先日、Aさんは上司から「週4日来てほしい」と言われて、断れなかったとのことでした。

 

 

 

わたし「なぜ断れなかったのでしょう?」

Aさん「上司に悪く思われるのが嫌だったのだと思います。嫌われるというか。上司はすごくよくしてくれて、体調はどうかとか困っていることはないか、といつも声をかけてくれているのです。それなのに断ったら…と不安になってしまって」

わたし「Aさんは週3のままでいきたい気持ちなのですね」

Aさん「はい。週4は、体調的にまだ無理だと思います」

 

 

 

 

 

 

 

ここから、認知行動療法的なアプローチをします。

 

 

 

わたし「これまで、上司に、何か言いにくいなあということを言ったことはありますか?そのとき上司の方はどんなふうでしたか?」

Aさん「すごく体調が悪くて休みたい と言ったとき、上司は何も言わずに休ませてくれました。次の日出勤したときには、特に前と変わりませんでした」

わたし「では、今回、Aさんが断ったときに、上司はどういう反応をすると思いますか?」

Aさん「そうですね…もしかしたら、嫌うとかなく、すんなり『わかりました』となるかもしれないです…」

 

 

 

Aさんの思い込み(上司に悪く思われるに違いない)に対して、事実を検証して、「悪く思われるかもしれないけれど、悪く思われないかもしれない」と柔軟な思考に持っていきました。

 

 

 

このように、カウンセリング場面での認知行動療法は、クライエントのそのときの具体的な問題に焦点を当てて使うのがいいです。

 

 

 

認知行動療法を使って、性格や生き方までも変えようというのには無理があります。前述のように、こういう変化はクライエント自身の内側から起こるものなのです。

 

 

 

目の前の小さな事柄の認知を変える。
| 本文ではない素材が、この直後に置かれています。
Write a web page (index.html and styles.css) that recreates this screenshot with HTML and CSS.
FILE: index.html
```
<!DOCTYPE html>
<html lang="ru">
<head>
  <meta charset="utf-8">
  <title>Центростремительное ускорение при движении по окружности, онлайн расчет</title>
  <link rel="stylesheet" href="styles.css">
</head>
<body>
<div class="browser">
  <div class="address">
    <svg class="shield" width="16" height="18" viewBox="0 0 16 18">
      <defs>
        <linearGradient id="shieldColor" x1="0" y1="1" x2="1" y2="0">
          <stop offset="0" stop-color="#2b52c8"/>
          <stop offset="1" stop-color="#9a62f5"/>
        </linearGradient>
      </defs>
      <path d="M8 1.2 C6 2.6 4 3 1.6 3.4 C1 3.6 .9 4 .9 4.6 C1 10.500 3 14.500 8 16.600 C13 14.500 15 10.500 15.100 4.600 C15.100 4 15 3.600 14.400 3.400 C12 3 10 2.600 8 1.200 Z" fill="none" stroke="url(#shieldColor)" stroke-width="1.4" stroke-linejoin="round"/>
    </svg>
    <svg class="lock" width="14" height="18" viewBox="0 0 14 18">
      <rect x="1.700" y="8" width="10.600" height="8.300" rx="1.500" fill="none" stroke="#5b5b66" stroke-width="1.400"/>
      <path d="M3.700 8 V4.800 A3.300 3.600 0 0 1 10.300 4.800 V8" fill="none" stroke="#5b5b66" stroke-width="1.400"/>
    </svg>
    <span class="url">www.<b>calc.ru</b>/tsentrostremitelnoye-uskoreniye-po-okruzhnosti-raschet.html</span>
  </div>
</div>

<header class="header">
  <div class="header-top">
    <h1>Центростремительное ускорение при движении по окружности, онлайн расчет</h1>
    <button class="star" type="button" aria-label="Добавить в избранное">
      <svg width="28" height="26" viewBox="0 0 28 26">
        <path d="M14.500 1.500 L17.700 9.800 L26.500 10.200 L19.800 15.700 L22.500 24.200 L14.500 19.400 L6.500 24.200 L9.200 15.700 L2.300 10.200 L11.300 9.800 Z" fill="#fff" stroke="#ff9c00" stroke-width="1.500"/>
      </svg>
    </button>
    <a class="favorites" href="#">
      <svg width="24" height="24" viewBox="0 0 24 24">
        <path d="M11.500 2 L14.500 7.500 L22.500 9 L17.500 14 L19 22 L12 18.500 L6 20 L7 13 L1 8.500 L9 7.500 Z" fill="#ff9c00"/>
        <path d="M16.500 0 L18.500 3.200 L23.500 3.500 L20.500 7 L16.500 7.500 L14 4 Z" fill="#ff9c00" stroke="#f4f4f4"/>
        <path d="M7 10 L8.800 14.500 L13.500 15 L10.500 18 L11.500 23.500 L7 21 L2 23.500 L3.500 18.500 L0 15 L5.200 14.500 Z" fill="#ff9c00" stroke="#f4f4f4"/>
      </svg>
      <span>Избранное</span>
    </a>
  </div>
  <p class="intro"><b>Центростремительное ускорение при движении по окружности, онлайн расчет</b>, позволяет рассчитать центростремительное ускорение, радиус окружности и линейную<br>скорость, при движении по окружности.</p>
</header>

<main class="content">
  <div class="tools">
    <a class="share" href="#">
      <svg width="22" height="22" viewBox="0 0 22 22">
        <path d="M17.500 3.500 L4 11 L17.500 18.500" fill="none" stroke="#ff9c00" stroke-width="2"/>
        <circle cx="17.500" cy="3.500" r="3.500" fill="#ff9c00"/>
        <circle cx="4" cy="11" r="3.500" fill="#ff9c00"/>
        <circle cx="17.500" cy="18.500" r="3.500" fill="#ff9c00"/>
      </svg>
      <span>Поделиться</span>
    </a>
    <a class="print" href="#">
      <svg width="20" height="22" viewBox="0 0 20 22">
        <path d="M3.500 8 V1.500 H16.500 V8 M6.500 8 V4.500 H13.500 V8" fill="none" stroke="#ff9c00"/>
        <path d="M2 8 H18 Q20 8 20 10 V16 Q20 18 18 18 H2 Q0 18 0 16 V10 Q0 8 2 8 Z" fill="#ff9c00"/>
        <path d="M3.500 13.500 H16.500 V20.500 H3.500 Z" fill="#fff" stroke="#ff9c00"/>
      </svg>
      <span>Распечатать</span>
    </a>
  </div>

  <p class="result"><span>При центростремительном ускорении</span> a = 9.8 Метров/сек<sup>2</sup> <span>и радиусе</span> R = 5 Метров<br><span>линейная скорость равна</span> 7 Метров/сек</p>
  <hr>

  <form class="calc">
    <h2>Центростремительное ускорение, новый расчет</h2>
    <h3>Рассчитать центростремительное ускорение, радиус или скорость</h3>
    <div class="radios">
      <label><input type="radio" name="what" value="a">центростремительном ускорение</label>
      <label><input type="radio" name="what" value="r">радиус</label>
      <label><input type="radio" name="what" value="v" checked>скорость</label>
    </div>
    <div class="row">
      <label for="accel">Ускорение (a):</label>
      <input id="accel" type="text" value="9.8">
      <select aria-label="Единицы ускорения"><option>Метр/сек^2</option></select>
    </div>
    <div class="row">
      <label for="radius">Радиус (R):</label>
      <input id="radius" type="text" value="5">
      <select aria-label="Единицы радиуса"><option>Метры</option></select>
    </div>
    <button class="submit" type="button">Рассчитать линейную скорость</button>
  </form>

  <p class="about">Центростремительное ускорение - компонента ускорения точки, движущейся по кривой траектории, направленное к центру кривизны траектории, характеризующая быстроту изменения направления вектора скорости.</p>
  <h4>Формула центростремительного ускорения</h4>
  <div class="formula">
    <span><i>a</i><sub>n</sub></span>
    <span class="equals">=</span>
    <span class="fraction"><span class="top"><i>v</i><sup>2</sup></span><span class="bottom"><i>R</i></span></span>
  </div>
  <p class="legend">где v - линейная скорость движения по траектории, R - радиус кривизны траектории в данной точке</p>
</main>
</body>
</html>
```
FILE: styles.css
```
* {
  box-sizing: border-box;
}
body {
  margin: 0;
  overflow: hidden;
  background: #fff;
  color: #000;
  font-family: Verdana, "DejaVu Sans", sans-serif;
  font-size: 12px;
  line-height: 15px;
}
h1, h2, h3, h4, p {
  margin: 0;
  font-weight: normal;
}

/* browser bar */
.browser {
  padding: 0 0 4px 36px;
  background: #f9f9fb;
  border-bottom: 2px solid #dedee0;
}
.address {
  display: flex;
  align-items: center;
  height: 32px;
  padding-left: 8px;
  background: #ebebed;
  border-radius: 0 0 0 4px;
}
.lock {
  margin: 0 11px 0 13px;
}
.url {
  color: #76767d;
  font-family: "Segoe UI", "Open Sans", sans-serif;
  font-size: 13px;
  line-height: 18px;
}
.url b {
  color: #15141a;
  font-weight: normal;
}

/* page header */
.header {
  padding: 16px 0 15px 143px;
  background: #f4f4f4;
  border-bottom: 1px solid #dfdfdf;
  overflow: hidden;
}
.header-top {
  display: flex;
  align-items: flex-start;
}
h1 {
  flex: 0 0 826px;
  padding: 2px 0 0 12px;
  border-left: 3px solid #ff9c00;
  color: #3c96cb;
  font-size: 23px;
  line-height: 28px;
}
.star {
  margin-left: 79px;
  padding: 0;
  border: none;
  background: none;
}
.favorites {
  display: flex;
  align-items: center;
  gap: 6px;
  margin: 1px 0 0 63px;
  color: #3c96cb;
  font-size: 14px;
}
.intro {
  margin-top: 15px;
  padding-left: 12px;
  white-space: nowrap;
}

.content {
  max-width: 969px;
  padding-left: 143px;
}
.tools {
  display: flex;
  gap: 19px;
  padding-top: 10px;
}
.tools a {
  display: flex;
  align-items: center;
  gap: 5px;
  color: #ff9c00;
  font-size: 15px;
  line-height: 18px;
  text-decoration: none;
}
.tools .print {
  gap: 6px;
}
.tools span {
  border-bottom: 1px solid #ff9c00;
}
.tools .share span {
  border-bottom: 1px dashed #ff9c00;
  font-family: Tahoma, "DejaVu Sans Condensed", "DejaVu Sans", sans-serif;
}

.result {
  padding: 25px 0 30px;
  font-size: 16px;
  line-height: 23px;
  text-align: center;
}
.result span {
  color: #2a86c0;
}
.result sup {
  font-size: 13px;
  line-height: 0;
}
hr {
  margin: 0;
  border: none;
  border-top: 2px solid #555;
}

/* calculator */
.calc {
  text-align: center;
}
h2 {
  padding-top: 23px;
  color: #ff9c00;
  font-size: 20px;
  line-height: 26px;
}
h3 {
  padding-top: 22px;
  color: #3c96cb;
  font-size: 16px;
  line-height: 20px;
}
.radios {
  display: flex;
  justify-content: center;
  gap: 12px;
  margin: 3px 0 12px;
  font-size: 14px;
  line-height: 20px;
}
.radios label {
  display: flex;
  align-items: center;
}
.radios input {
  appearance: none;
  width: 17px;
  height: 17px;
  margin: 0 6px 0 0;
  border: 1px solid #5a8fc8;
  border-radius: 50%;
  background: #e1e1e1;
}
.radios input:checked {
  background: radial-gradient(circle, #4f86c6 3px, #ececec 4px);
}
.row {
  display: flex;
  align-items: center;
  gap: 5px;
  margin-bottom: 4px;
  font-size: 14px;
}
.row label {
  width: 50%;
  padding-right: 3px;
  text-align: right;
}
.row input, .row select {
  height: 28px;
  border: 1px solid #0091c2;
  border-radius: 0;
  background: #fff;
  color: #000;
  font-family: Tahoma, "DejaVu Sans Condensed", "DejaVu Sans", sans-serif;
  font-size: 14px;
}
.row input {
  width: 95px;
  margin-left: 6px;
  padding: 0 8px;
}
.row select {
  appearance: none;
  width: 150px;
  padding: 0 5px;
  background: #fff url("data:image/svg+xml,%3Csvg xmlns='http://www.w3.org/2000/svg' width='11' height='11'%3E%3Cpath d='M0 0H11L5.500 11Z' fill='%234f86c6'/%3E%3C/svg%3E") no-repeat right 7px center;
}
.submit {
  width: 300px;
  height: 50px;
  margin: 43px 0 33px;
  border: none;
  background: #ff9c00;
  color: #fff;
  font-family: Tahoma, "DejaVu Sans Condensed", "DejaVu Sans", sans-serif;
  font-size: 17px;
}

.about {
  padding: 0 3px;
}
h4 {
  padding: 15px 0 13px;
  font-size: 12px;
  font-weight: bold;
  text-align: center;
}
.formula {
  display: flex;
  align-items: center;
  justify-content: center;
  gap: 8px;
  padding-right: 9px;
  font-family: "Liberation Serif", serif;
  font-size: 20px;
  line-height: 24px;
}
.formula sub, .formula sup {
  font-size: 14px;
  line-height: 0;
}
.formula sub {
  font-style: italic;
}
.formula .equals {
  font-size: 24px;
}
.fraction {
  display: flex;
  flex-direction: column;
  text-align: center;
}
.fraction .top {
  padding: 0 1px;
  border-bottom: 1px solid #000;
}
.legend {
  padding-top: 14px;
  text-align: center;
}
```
そういう経験がいくつもいくつも、何年も積み重なっていけば、結果として生き方が変わっていくことはあるかもしれません。

 

 

けれども、最初からそこを目指すと、療法は厳しくガチガチになり、負担になる可能性が高いと思います。

スパルタ的になると、そもそもの認知の変容も起きにくくなってしまいます。

 

認知行動療法は、担当者によっては、ギチギチやるタイプの方もいます。

メンタルがすごく弱っているときや、もともとがガッチリやられるのが得意でない人は、ゆるいところを選ぶのをおすすめします。

 

 

 

 

 

 

 

 


 

 

 

 

どんな療法も、結局は、「どんなときに、どんなクライエントに、どう使うか」によるのでしょう。魔法のように解決する療法なんてありはしないのですから、その場に応じていろんなやり方をとるのがベストです。

 

 

 

認知行動療法は、

「人間はそれほど論理的ではないし、合理的ではないものだ」

という認識を持ちながら、取り入れてほしいと思います。

 

 

 

 

読んでくださり、ありがとうございました。